begin Given information

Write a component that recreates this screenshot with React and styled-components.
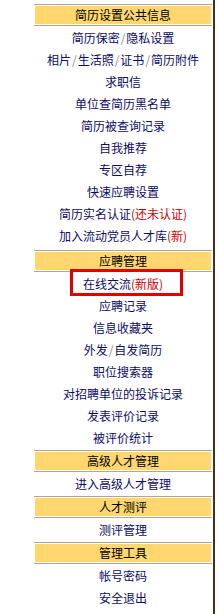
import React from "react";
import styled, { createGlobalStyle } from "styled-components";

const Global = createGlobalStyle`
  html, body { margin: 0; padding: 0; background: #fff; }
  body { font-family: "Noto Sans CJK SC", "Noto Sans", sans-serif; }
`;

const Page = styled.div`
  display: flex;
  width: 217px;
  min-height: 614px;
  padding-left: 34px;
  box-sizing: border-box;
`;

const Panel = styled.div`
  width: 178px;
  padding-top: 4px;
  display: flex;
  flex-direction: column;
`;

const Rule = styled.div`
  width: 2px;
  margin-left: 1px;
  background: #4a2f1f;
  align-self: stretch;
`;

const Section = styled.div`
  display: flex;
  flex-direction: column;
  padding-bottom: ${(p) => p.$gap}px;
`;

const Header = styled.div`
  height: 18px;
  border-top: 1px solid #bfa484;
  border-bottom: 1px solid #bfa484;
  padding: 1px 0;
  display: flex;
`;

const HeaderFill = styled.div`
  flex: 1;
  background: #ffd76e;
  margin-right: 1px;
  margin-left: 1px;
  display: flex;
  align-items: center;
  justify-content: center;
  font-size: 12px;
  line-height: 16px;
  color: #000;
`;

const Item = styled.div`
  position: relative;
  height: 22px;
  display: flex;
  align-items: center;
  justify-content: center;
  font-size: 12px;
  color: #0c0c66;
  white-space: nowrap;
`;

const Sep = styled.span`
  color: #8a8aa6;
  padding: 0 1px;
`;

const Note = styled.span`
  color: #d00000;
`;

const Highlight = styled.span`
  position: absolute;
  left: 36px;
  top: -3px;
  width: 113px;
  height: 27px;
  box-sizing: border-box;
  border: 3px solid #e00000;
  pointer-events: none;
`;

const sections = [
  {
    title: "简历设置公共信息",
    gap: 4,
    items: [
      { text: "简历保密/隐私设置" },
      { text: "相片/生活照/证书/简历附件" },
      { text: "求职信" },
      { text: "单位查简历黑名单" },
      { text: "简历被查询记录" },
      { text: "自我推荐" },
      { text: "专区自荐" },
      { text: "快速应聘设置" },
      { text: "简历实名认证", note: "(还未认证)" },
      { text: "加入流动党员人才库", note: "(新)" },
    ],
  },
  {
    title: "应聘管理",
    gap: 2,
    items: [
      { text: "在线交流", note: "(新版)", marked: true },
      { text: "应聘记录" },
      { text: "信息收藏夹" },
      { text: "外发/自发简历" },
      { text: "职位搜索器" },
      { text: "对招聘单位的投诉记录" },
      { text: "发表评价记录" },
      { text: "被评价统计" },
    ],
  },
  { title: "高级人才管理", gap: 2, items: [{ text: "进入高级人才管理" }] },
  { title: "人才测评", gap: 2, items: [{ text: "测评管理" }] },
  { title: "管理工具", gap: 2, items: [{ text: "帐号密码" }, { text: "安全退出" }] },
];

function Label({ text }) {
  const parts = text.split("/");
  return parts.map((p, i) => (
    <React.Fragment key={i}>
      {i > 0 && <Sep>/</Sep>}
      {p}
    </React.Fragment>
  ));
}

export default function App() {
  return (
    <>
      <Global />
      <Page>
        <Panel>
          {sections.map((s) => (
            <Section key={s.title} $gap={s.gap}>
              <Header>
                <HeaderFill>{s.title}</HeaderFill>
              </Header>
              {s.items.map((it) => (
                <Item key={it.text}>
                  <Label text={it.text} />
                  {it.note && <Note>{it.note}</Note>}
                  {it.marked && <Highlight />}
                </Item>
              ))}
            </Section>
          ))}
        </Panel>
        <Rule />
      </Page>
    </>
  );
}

end Given information

◆ Requirements
In the data above, tally the lines holding "components" and answer with the figure only.

◆ Output of the task
2